In the derivation of the $\xi_n$ part (highlighted in blue), Jun Shao first showed that $$\xi_n = [l^\tau (Z^\tau \hat{V}^{-1} Z)^{-1} Z^\tau V^{-1/2} A_n V^{-1/2} \varepsilon]^2,$$ which is fine. He then declared that this term is a covariance matrix and by the inequality $[Cov(X_i, X_j)]^2 \leq Var(X_i)Var(X_j), i\neq j$, this term is $\leq (\varepsilon V^{-1} \varepsilon^\tau (Z^\tau \hat{V}^{-1} Z)^{-1} Z^\tau V^{-1/2} A_n^2 V^{-1/2} Z (Z^\tau \hat{V}^{-1} Z)^{-1} l$.
My question: It is not very obvious what are the two variables involved in this covariance matrix. May you help me identify them?

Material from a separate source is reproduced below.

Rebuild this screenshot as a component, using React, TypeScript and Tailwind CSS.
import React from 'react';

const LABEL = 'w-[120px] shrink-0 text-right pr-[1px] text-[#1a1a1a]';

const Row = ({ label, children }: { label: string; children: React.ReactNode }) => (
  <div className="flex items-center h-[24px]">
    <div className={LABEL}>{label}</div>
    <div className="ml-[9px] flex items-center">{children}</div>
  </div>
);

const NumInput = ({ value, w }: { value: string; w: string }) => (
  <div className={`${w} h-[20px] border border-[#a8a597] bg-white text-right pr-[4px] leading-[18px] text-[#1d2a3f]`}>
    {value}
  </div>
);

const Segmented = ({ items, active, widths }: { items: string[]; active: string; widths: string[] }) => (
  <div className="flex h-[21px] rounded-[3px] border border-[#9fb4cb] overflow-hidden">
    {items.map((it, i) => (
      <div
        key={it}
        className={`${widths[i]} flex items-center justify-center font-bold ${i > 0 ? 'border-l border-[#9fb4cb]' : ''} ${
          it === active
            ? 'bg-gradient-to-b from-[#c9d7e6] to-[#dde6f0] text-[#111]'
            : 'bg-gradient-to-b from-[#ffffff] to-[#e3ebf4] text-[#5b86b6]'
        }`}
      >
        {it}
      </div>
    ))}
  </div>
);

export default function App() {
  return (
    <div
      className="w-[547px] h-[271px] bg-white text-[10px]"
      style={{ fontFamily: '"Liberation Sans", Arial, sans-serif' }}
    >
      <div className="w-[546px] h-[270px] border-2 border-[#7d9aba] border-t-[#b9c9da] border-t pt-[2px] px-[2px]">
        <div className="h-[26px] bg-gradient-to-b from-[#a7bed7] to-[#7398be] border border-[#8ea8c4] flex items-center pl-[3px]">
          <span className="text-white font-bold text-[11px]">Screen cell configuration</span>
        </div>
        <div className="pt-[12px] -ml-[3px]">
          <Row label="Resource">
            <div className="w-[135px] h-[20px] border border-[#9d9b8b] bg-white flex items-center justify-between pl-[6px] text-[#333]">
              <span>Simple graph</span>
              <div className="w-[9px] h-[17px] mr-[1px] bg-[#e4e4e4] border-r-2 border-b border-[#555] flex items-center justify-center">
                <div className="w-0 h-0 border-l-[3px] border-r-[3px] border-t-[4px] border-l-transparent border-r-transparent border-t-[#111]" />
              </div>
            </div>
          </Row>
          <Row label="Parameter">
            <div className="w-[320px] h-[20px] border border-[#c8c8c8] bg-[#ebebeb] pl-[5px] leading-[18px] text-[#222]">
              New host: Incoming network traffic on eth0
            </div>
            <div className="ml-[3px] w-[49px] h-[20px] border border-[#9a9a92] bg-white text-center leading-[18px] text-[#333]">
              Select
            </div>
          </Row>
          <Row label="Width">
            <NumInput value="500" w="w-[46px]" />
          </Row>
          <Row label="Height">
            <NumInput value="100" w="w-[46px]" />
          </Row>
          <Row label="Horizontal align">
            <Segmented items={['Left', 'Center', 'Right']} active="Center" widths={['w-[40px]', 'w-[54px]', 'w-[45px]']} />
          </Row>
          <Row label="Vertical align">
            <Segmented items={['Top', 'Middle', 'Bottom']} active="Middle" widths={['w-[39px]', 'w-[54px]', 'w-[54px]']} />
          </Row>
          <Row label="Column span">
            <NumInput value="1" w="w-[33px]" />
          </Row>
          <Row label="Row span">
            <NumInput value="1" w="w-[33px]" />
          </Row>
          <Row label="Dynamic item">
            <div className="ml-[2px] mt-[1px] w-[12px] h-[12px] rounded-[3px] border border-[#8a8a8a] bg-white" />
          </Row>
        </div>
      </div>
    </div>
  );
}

Thank you very much in advance.
Screenshots of the involved theorems:
Theorem 3.17
Theorem 3.12

It seems a bit weird to say that $\xi_n$ is a covariance matrix when it contains $\varepsilon$ which is a random vector. I think that a more straightforward way of getting the inequality is to use the scalar product $\langle A, B \rangle = \mbox{Tr}(A^\tau B)$ and the implied Cauchy-Scwhartz inequality $$\mbox{Tr}(A^\tau B)^2 \leq \mbox{Tr}(A^\tau A) \mbox{Tr}(B^\tau B).$$ Now, the quantity $l^\tau (Z^\tau \hat{V}^{-1} Z)^{-1} Z^\tau V^{-1/2} A_n V^{-1/2} \varepsilon$ is one dimensional hence \begin{align*} l^\tau (Z^\tau \hat{V}^{-1} Z)^{-1} Z^\tau V^{-1/2} A_n V^{-1/2} \varepsilon &= \mbox{Tr}(l^\tau (Z^\tau \hat{V}^{-1} Z)^{-1} Z^\tau V^{-1/2} A_n V^{-1/2} \varepsilon) \end{align*} and we can apply the above Cauchy-Schwatz inequality with $A = l^\tau (Z^\tau \hat{V}^{-1} Z)^{-1} Z^\tau V^{-1/2} A_n$ and $B=V^{-1/2} \varepsilon$. Morevoer, notice that $$\mbox{Tr}(A^\tau A)=\mbox{Tr}(AA^\tau)=l^\tau (Z^\tau \hat{V}^{-1} Z)^{-1} Z^\tau V^{-1/2} A_n^2 V^{-1/2} Z (Z^\tau \hat{V}^{-1} Z)^{-1}l$$ and $$\mbox{Tr}(B^\tau B)=\varepsilon^\tau V^{-1} \varepsilon$$ where in both case the trace disappear since we get one-dimensional quantities. Finally, $$(l^\tau (Z^\tau \hat{V}^{-1} Z)^{-1} Z^\tau V^{-1/2} A_n V^{-1/2} \varepsilon )^2 \leq \varepsilon^\tau V^{-1} \varepsilon l^\tau (Z^\tau \hat{V}^{-1} Z)^{-1} Z^\tau V^{-1/2} A_n^2 V^{-1/2} Z (Z^\tau \hat{V}^{-1} Z)^{-1} l.$$
This is slightly different than the inequality you highlighted in blue in the book which starts with $\varepsilon V^{-1} \varepsilon^\tau$ and not $\varepsilon^\tau V^{-1} \varepsilon$. Although, the expression in the book doesn't seem to make sense to me because $\varepsilon$ is of dimension $n\times 1$ and $V=\mbox{Var}(\varepsilon)$ is of dimension $n \times n$.